Work to do —
Within the data below, state how many lines contain the string "index". Provide the number only.

▼

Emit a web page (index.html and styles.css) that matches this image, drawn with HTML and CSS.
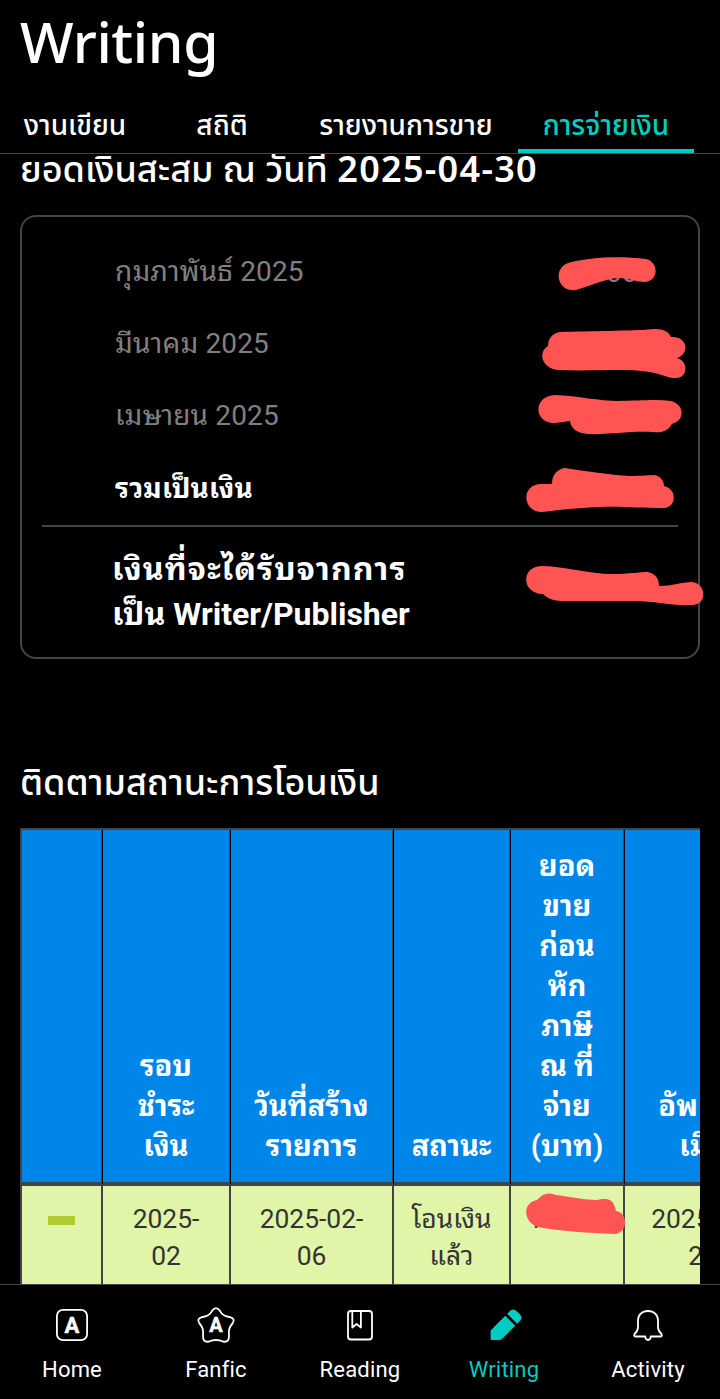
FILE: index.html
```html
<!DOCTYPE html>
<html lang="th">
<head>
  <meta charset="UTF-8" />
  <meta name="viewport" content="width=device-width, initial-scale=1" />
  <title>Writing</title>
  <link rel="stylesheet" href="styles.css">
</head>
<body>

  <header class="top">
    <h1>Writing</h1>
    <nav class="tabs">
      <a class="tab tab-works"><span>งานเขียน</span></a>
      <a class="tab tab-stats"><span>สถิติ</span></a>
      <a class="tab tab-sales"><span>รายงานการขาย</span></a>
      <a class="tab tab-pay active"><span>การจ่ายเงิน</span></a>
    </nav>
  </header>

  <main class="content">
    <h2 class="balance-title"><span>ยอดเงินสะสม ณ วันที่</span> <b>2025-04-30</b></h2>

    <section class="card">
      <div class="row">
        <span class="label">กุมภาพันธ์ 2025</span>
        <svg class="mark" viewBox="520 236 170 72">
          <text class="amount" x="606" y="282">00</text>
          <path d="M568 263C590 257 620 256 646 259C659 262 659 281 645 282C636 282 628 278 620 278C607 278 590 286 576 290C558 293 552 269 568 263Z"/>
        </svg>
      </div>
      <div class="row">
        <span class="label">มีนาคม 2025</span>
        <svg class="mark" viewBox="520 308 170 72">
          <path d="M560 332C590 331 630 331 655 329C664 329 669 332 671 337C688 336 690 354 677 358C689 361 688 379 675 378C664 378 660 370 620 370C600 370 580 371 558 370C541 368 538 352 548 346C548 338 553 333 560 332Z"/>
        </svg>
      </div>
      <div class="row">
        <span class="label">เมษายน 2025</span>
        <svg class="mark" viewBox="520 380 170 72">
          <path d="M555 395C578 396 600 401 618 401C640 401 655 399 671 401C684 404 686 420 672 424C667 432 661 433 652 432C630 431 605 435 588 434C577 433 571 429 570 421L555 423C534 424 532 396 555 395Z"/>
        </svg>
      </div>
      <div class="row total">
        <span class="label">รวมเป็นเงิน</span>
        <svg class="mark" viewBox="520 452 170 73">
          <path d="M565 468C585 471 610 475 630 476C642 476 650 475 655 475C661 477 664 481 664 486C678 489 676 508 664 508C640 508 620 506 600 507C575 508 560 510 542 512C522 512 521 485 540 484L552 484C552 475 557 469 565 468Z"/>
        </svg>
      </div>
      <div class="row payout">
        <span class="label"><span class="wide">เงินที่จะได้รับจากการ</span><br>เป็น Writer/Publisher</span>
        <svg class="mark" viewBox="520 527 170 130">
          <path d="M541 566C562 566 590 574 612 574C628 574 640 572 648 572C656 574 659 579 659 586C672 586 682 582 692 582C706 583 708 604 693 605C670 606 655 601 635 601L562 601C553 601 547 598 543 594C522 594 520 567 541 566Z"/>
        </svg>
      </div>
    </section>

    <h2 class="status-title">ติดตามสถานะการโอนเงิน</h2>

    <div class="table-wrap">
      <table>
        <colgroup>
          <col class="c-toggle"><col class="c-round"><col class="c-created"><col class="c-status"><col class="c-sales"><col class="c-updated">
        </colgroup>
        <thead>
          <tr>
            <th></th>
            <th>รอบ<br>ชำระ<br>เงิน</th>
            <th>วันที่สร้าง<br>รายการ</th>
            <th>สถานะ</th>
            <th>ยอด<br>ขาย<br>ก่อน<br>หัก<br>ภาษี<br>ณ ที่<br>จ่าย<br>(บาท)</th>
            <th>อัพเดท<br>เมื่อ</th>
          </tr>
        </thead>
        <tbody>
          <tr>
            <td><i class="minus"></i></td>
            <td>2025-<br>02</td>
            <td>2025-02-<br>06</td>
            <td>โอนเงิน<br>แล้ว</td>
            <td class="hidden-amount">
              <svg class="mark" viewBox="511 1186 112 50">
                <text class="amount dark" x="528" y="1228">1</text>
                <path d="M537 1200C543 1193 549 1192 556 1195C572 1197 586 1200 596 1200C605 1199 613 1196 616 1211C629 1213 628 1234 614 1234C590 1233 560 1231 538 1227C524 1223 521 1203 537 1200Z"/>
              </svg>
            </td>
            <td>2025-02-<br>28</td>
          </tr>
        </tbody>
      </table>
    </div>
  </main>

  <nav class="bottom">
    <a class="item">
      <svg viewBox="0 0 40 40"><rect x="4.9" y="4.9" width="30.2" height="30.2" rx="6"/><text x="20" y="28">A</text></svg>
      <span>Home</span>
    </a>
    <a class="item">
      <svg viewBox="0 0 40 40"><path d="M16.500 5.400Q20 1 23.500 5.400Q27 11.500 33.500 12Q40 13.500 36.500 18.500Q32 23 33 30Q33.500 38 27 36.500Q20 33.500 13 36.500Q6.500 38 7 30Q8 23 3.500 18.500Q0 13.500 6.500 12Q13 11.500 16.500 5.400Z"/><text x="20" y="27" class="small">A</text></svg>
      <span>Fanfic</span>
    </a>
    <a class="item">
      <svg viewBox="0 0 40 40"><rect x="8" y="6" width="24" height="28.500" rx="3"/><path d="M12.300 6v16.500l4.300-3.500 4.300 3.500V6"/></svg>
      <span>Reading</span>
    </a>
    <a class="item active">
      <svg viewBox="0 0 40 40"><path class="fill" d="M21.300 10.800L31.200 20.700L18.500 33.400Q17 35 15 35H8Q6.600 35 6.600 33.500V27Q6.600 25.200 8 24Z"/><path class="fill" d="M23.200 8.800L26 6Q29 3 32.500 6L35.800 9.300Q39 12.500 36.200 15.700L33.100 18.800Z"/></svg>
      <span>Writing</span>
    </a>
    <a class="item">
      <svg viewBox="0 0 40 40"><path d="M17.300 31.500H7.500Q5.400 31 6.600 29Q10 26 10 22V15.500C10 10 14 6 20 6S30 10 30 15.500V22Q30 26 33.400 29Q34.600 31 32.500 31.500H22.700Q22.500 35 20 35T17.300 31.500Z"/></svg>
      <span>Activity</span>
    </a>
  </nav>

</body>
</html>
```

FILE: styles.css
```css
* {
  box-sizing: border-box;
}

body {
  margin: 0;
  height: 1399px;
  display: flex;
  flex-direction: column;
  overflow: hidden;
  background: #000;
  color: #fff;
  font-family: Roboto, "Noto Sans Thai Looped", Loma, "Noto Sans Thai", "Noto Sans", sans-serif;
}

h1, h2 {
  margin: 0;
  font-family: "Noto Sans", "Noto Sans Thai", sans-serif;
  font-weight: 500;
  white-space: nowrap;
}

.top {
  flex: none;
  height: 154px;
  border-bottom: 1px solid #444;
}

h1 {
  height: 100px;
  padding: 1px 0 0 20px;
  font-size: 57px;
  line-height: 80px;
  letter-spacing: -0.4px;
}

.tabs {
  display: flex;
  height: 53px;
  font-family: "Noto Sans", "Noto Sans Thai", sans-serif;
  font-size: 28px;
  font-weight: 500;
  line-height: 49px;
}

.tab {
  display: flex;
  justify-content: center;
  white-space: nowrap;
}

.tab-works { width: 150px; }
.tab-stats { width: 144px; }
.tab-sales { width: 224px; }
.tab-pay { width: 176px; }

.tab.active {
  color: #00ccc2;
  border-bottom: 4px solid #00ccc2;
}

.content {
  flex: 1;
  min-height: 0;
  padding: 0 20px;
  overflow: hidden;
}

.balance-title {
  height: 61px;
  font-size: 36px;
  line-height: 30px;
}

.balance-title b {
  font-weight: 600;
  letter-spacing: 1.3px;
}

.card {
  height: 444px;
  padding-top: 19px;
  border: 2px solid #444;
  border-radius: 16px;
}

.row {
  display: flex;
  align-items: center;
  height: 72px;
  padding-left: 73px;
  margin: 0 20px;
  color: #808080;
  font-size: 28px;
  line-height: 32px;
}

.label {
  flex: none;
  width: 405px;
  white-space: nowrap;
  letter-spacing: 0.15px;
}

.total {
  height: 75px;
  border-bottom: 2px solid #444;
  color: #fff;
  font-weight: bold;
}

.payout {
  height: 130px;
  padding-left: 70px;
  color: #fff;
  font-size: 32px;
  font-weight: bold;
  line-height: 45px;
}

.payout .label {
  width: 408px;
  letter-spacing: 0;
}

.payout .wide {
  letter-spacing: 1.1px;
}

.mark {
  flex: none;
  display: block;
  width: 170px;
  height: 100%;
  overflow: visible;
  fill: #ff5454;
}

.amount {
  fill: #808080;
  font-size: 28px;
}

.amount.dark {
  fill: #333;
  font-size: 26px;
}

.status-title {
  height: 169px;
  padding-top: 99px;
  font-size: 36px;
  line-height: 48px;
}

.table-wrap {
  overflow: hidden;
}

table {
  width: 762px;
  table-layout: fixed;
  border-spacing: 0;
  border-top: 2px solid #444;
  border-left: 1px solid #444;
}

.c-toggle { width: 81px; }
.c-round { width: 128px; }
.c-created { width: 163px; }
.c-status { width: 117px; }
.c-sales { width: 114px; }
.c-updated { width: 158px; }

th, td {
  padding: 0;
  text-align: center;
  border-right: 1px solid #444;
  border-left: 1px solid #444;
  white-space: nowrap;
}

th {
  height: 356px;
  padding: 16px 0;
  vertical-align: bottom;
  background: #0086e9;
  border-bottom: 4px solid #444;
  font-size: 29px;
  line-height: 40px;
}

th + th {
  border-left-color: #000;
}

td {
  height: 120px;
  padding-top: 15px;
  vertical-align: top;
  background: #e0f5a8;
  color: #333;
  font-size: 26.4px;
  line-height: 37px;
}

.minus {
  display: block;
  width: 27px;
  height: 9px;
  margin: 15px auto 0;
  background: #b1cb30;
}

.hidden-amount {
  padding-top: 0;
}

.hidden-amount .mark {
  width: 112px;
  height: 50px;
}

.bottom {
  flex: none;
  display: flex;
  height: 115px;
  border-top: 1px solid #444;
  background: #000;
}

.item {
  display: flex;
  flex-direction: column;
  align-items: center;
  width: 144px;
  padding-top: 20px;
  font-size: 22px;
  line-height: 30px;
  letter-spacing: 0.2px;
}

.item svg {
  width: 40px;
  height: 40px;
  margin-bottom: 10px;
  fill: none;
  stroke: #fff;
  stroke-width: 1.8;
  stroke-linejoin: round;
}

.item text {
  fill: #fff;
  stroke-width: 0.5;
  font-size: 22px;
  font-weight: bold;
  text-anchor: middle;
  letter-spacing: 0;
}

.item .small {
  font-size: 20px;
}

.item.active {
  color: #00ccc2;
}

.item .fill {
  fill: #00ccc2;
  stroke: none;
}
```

▲

Output below —
2